- SHORT TASK:
Pictures within the data are to be left out; everything else must be reproduced exactly.

* begin DATA *

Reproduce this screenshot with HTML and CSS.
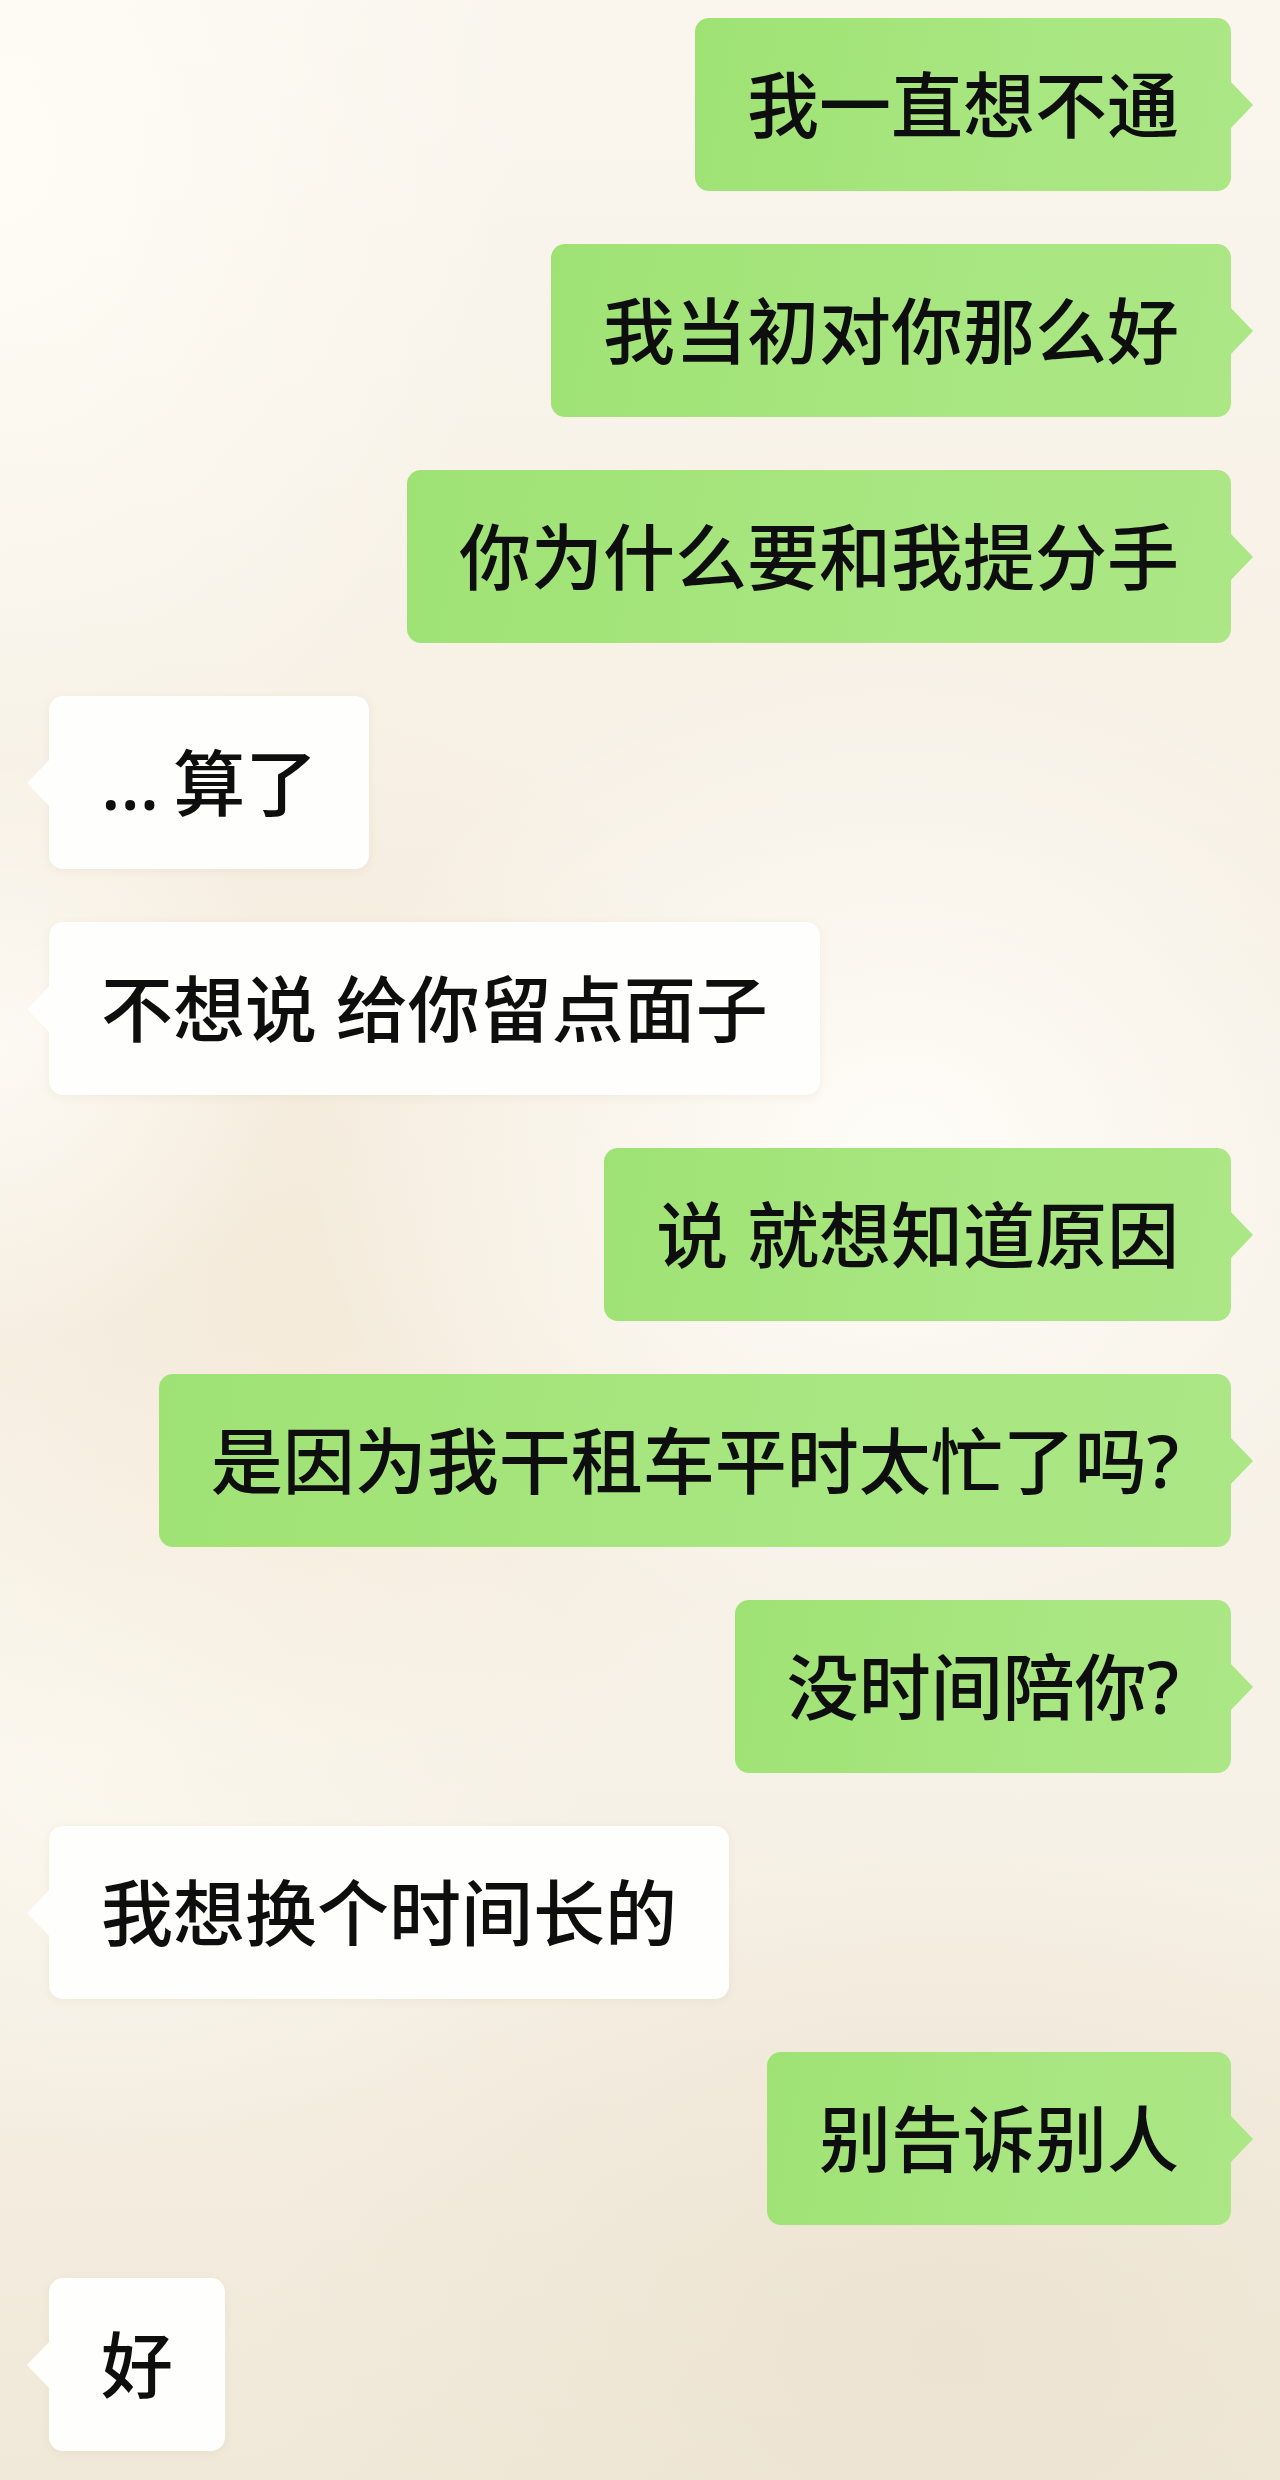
FILE: index.html
```html
<!DOCTYPE html>
<html lang="zh-CN">
<head>
  <meta charset="UTF-8">
  <meta name="viewport" content="width=device-width, initial-scale=1.0">
  <title>聊天记录</title>
  <link rel="stylesheet" href="styles.css">
</head>
<body>
  <div class="chat">
    <div class="row me"><div class="bubble">我一直想不通</div></div>
    <div class="row me"><div class="bubble">我当初对你那么好</div></div>
    <div class="row me"><div class="bubble">你为什么要和我提分手</div></div>
    <div class="row other"><div class="bubble"><span class="dots">…</span>算了</div></div>
    <div class="row other"><div class="bubble">不想说 给你留点面子</div></div>
    <div class="row me"><div class="bubble">说 就想知道原因</div></div>
    <div class="row me"><div class="bubble">是因为我干租车平时太忙了吗?</div></div>
    <div class="row me"><div class="bubble">没时间陪你?</div></div>
    <div class="row other"><div class="bubble">我想换个时间长的</div></div>
    <div class="row me"><div class="bubble">别告诉别人</div></div>
    <div class="row other"><div class="bubble">好</div></div>
  </div>
</body>
</html>
```

FILE: styles.css
```css
html, body {
  margin: 0;
  padding: 0;
}
body {
  font-family: "Noto Sans", "Noto Sans CJK SC", sans-serif;
  font-weight: 500;
  color: #0e0e0e;
  min-height: 2480px;
  background-color: #f6f0e4;
  background-image:
    radial-gradient(ellipse 520px 700px at 0px 150px, rgba(255, 253, 246, 0.9), rgba(255, 253, 246, 0) 100%),
    radial-gradient(ellipse 600px 500px at 900px 1150px, rgba(255, 254, 250, 0.9), rgba(255, 254, 250, 0) 100%),
    radial-gradient(ellipse 300px 300px at 0px 1050px, rgba(255, 253, 248, 0.8), rgba(255, 253, 248, 0) 100%),
    radial-gradient(ellipse 500px 600px at 300px 1300px, rgba(243, 232, 214, 0.7), rgba(243, 232, 214, 0) 100%),
    radial-gradient(ellipse 700px 500px at 950px 2350px, rgba(236, 226, 208, 0.9), rgba(236, 226, 208, 0) 100%),
    radial-gradient(ellipse 500px 400px at 100px 1750px, rgba(252, 249, 240, 0.9), rgba(252, 249, 240, 0) 100%),
    linear-gradient(180deg, #faf6ee 0%, #f6efe3 40%, #f7f2e8 70%, #f0e9d9 100%);
}
.chat {
  display: flex;
  flex-direction: column;
  gap: 53px;
  padding: 18px 49px 0;
}
.row {
  display: flex;
}
.row.me {
  justify-content: flex-end;
}
.row.other {
  justify-content: flex-start;
}
.bubble {
  position: relative;
  font-size: 72px;
  line-height: 101px;
  padding: 36px 52px;
  border-radius: 14px;
  white-space: nowrap;
}
.dots {
  letter-spacing: 14px;
}
.me .bubble {
  background: linear-gradient(100deg, #9fe274 0%, #a7e67f 50%, #abe785 100%);
}
.other .bubble {
  background: #fefefc;
  box-shadow: 0 2px 10px rgba(180, 160, 120, 0.12);
}
.bubble::after {
  content: "";
  position: absolute;
  top: 50%;
  margin-top: -24px;
  border-top: 24px solid transparent;
  border-bottom: 24px solid transparent;
}
.me .bubble::after {
  right: -22px;
  border-left: 23px solid #abe785;
}
.other .bubble::after {
  left: -22px;
  border-right: 23px solid #fefefc;
}
```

* end DATA *

- RESPONSE TO THIS TASK:
Reproduce this screenshot with HTML and CSS.
FILE: index.html
```html
<!DOCTYPE html>
<html lang="zh-CN">
<head>
  <meta charset="UTF-8">
  <meta name="viewport" content="width=device-width, initial-scale=1.0">
  <title>聊天记录</title>
  <link rel="stylesheet" href="styles.css">
</head>
<body>
  <div class="chat">
    <div class="row me"><div class="bubble">我一直想不通</div></div>
    <div class="row me"><div class="bubble">我当初对你那么好</div></div>
    <div class="row me"><div class="bubble">你为什么要和我提分手</div></div>
    <div class="row other"><div class="bubble"><span class="dots">…</span>算了</div></div>
    <div class="row other"><div class="bubble">不想说 给你留点面子</div></div>
    <div class="row me"><div class="bubble">说 就想知道原因</div></div>
    <div class="row me"><div class="bubble">是因为我干租车平时太忙了吗?</div></div>
    <div class="row me"><div class="bubble">没时间陪你?</div></div>
    <div class="row other"><div class="bubble">我想换个时间长的</div></div>
    <div class="row me"><div class="bubble">别告诉别人</div></div>
    <div class="row other"><div class="bubble">好</div></div>
  </div>
</body>
</html>
```

FILE: styles.css
```css
html, body {
  margin: 0;
  padding: 0;
}
body {
  font-family: "Noto Sans", "Noto Sans CJK SC", sans-serif;
  font-weight: 500;
  color: #0e0e0e;
  min-height: 2480px;
  background-color: #f6f0e4;
  background-image:
    radial-gradient(ellipse 520px 700px at 0px 150px, rgba(255, 253, 246, 0.9), rgba(255, 253, 246, 0) 100%),
    radial-gradient(ellipse 600px 500px at 900px 1150px, rgba(255, 254, 250, 0.9), rgba(255, 254, 250, 0) 100%),
    radial-gradient(ellipse 300px 300px at 0px 1050px, rgba(255, 253, 248, 0.8), rgba(255, 253, 248, 0) 100%),
    radial-gradient(ellipse 500px 600px at 300px 1300px, rgba(243, 232, 214, 0.7), rgba(243, 232, 214, 0) 100%),
    radial-gradient(ellipse 700px 500px at 950px 2350px, rgba(236, 226, 208, 0.9), rgba(236, 226, 208, 0) 100%),
    radial-gradient(ellipse 500px 400px at 100px 1750px, rgba(252, 249, 240, 0.9), rgba(252, 249, 240, 0) 100%),
    linear-gradient(180deg, #faf6ee 0%, #f6efe3 40%, #f7f2e8 70%, #f0e9d9 100%);
}
.chat {
  display: flex;
  flex-direction: column;
  gap: 53px;
  padding: 18px 49px 0;
}
.row {
  display: flex;
}
.row.me {
  justify-content: flex-end;
}
.row.other {
  justify-content: flex-start;
}
.bubble {
  position: relative;
  font-size: 72px;
  line-height: 101px;
  padding: 36px 52px;
  border-radius: 14px;
  white-space: nowrap;
}
.dots {
  letter-spacing: 14px;
}
.me .bubble {
  background: linear-gradient(100deg, #9fe274 0%, #a7e67f 50%, #abe785 100%);
}
.other .bubble {
  background: #fefefc;
  box-shadow: 0 2px 10px rgba(180, 160, 120, 0.12);
}
.bubble::after {
  content: "";
  position: absolute;
  top: 50%;
  margin-top: -24px;
  border-top: 24px solid transparent;
  border-bottom: 24px solid transparent;
}
.me .bubble::after {
  right: -22px;
  border-left: 23px solid #abe785;
}
.other .bubble::after {
  left: -22px;
  border-right: 23px solid #fefefc;
}
```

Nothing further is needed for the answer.